Voor 25 cent kun je volgens Leenaars testen of je computer geschikt is voor een open source-besturingssysteem, zoals Ubuntu. ‘Je installeert een klein stukje software vanaf http://wubi-installer.org, en de rest wijst zich vanzelf. In principe is elke computer geschikt, alleen in uitzonderingsgevallen is er wel eens een bijzonder randapparaat waar iemand met wat meer verstand van zaken naar moet kijken. Je kunt gewoon je foto’s en muziek meenemen. Je kunt natuurlijk ook een live-cd branden, bijvoorbeeld van Sabayon, Fedora, Debian of Ubuntu. Die doe je in je computer en dan kun je ervoor kiezen om vanaf de cd op te starten. Je hebt dan ondanks dat het op cd staat een volledig werkende omgeving, inclusief browser en tekstverwerker. Je werkt dan dus niet meer in Windows.

Kosten

Bang dat je je oude documenten niet meer kunt lezen, hoef je niet te zijn, zegt Leenaars. ‘De kans is groot dat je ze met open-sourcesoftware kunt lezen. Commerciele softwareleveranciers streven vaak bewust incompatibiliteit na. Hij vergelijkt dat streven met de verschillende telefoonstekkers in Nederland, België en Duitsland. 'Waarom datzo is? De telefoonmaatschappeijen wilden niet dat iemand in een ander land goedkoper een telefoon kocht. Voor software geldt hetzelfde. Als je een typemachine hebt van 40 jaar oud kun je hem nu nog gewoon gebruiken. En met tekstverwerkingsprogramma’s zou dat ook zo moeten zijn. Maar nu is het zo dat je iets dat je een paar jaar geleden met een Officepakket hebt opgeslagen, niet meer goed kunt lezen, omdat het programma gewijzigd is. Maar een tekstverwerker is toch ook maar gewoon een typemachine?’.

Geheimen

Een kenmerkend voordeel van open-source-softare is juist dat gebruikers elkaar op dit vlak helpen, vervolgt Leenaars. 'Er is altijd iemand die hetzelfde probleem had als jij. Bijvoorbeeld dat hij zijn teksten in Wordperfect niet meer kon openen. En die persoon heeft dan een applicatie in de opensource-software ontwikkeld waar iedereen bij kan en waarmee ook jij dus je WordPerfect-teksten kunt openen.
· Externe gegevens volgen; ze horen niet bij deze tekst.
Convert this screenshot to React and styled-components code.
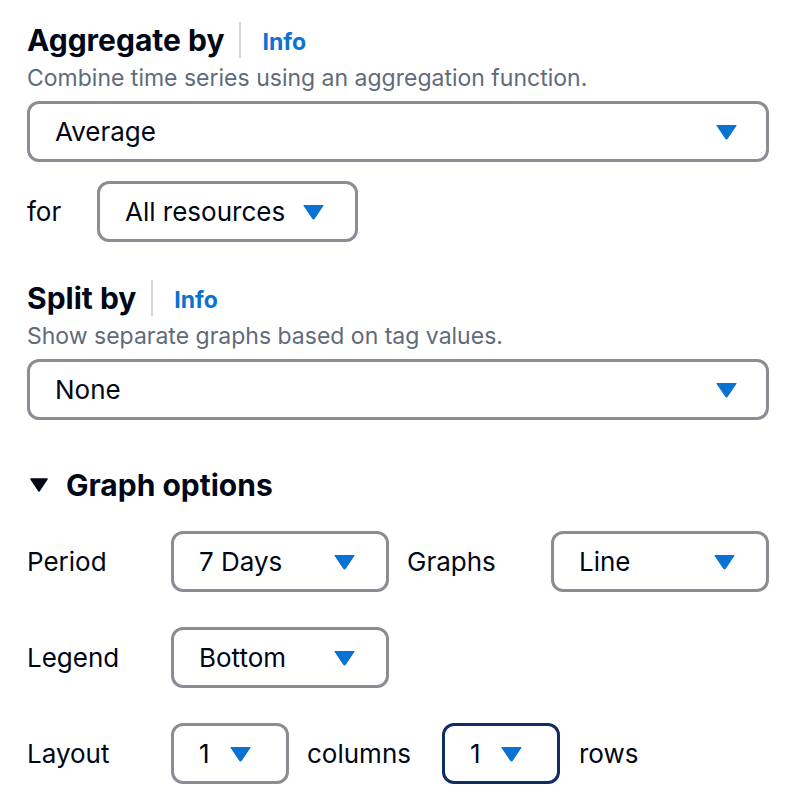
import React from 'react';
import styled, { createGlobalStyle } from 'styled-components';

const GlobalStyle = createGlobalStyle`
  html, body {
    margin: 0;
    padding: 0;
    background: #ffffff;
  }
  body {
    font-family: Inter, "Open Sans", "Liberation Sans", sans-serif;
    color: #000716;
  }
`;

const Page = styled.div`
  width: 804px;
  height: 806px;
  box-sizing: border-box;
  padding: 22px 35px 0 27px;
  display: flex;
  flex-direction: column;
`;

const Field = styled.section`
  display: flex;
  flex-direction: column;
  margin-top: ${p => p.top || 0}px;
`;

const HeadingRow = styled.div`
  display: flex;
  align-items: center;
  height: 36px;
`;

const Heading = styled.h2`
  margin: 0;
  font-size: 30px;
  font-weight: 700;
  line-height: 36px;
  color: #000716;
`;

const Divider = styled.span`
  width: 2px;
  height: 36px;
  background: #d1d5db;
  margin: 0 21px 0 15px;
`;

const InfoLink = styled.a`
  font-size: 23px;
  font-weight: 700;
  color: #0972d3;
  text-decoration: none;
  padding-top: 3px;
`;

const Description = styled.p`
  margin: 6px 0 0;
  font-size: 23px;
  line-height: 28px;
  color: #5f6b7a;
`;

const SelectBox = styled.div`
  box-sizing: border-box;
  display: flex;
  align-items: center;
  justify-content: space-between;
  height: 61px;
  width: ${p => (p.width ? `${p.width}px` : '100%')};
  margin-top: ${p => p.top || 0}px;
  padding: 0 ${p => p.right || 29}px 0 25px;
  border: 3px solid ${p => (p.focused ? '#0f2d63' : '#8c8c94')};
  border-radius: 12px;
  background: #fff;
  font-size: 26px;
  color: #000716;
  flex-shrink: 0;
`;

const Caret = () => (
  <svg width="21" height="16" viewBox="0 0 21 16">
    <path d="M1 1.5 H20 L11.4 14.2 Q10.5 15.4 9.6 14.2 Z" fill="#0972d3" stroke="#0972d3" strokeWidth="1.2" strokeLinejoin="round" />
  </svg>
);

const Select = ({ value, ...rest }) => (
  <SelectBox {...rest}>
    <span>{value}</span>
    <Caret />
  </SelectBox>
);

const InlineRow = styled.div`
  display: flex;
  align-items: center;
  margin-top: ${p => p.top || 0}px;
`;

const RowLabel = styled.span`
  font-size: 26px;
  color: #000716;
  width: ${p => (p.width ? `${p.width}px` : 'auto')};
  margin: 0 ${p => p.gap || 0}px 0 ${p => p.lead || 0}px;
  flex-shrink: 0;
`;

const ExpandHeader = styled.div`
  display: flex;
  align-items: center;
  height: 36px;
  margin-top: 47px;
  gap: 18px;
  padding-left: 3px;
`;

const OptionsGrid = styled.div`
  display: flex;
  flex-direction: column;
  gap: 35px;
  margin-top: 28px;
`;

export default function App() {
  return (
    <>
      <GlobalStyle />
      <Page>
        <Field>
          <HeadingRow>
            <Heading>Aggregate by</Heading>
            <Divider />
            <InfoLink href="#">Info</InfoLink>
          </HeadingRow>
          <Description>Combine time series using an aggregation function.</Description>
          <Select value="Average" top={9} />
          <InlineRow top={19}>
            <RowLabel width={70}>for</RowLabel>
            <Select value="All resources" width={261} right={31} />
          </InlineRow>
        </Field>

        <Field top={38}>
          <HeadingRow>
            <Heading>Split by</Heading>
            <Divider />
            <InfoLink href="#">Info</InfoLink>
          </HeadingRow>
          <Description>Show separate graphs based on tag values.</Description>
          <Select value="None" top={9} />
        </Field>

        <ExpandHeader>
          <svg width="18" height="14" viewBox="0 0 18 14">
            <path d="M1 1 H17 L9 13 Z" fill="#000716" stroke="#000716" strokeWidth="1.5" strokeLinejoin="round" />
          </svg>
          <Heading>Graph options</Heading>
        </ExpandHeader>

        <OptionsGrid>
          <InlineRow>
            <RowLabel width={144}>Period</RowLabel>
            <Select value="7 Days" width={218} right={31} />
            <RowLabel width={144} lead={18}>Graphs</RowLabel>
            <Select value="Line" width={218} right={31} />
          </InlineRow>
          <InlineRow>
            <RowLabel width={144}>Legend</RowLabel>
            <Select value="Bottom" width={218} right={31} />
          </InlineRow>
          <InlineRow>
            <RowLabel width={144}>Layout</RowLabel>
            <Select value="1" width={118} right={35} />
            <RowLabel width={135} lead={18}>columns</RowLabel>
            <Select value="1" width={118} right={35} focused />
            <RowLabel lead={19}>rows</RowLabel>
          </InlineRow>
        </OptionsGrid>
      </Page>
    </>
  );
}
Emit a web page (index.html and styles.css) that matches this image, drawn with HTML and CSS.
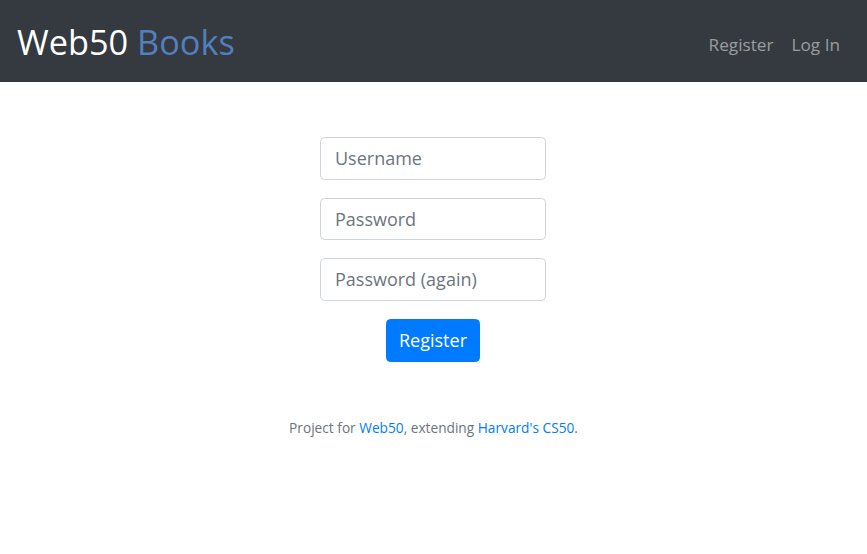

Open-sourcesoftware is altijd gratis te downloaden, maar er zijn bedrijven die geld vragen. En dat mag uiteraard, zegt Leenaars. ‘Je levert mensen waardevolle oplossingen, en als ze jou daar voor nodig hebben kun je daar het prijskaartje aanhangen dat eerlijk is. Het grappige is dat zodra de marges te hoog worden of de innovatie opdroogt, de markt zichzelf snel kan corrigeren. Je hebt immers geen geheimen. Je krijgt 99,9% wat je gebruikte om een hoogwaardige oplossing snel in de markt te zetten gratis, maar die 0,1%, die je veranderd of verbeterd hebt en waar je met name je geld voor vraagt, moet je wel bekend maken. Dat zijn de spelregels: een kennisvoorsprong mag, een technisch monopolie op innovatie of het uitmelken van bestaande klanten is bijna niet meer mogelijk. Uiteindelijk gaat het niet meer om de technologie maar om kennis en beheer. Je kunt de software gewoon downloaden en gebruiken, maar er zijn ook bedrijven die een helpdesk hebben neergezet en zeggen: met vragen mag je ons bellen. Als je een open-source besturingssysteem koopt, kun je dus ook gewoon support krijgen. Het is allemaal te koop, maar een gemiddelde gebruiker heeft het niet nodig. ’

Veiligheid

Open-sourcesoftware is doorgaans veiliger dan commercieel ontwikkelde software. Dit komt doordat de gebruikers zelf de software beoordelen. Fouten worden sneller zichtbaar, en de gebruikers herstellen die als het moet zelf zonder dat ze afhankelijk zijn van een producent. Michiel Leenaars, directeur Internet Society: ‘Er zijn hackwedstrijden gehouden en de machines met een Linux besturingssysteem werden dan niet gekraakt. En als je kijkt naar de privacy: er zit voor niemand winst in om privacygevoelige gegevens te verkopen. Achter open-source zitten mensen die gehecht zijn aan hun privacy.’
Dr. Jaap-Henk Hoepman, verbonden aan de Radboud Universiteit Nijmegen, schreef in 2005 al in het tijdschrift Informatiebeveiliging: ‘Als het om software gaat, blijken we over het algemeen heel erg goed van vertrouwen te zijn: we geloven de producent van de software op zijn woord en gebruiken de software voor de meest kritische toepassingen, zonder maar een moment stil te staan bij de risico's die we lopen en de hoogte van het vertrouwen dat we in de producent stellen. Het belangrijkste argument vóór open source is wel dat het gebruikers in staat stelt om zelf de veiligheid van de software te bepalen (of om andere partijen hiervoor in te huren).’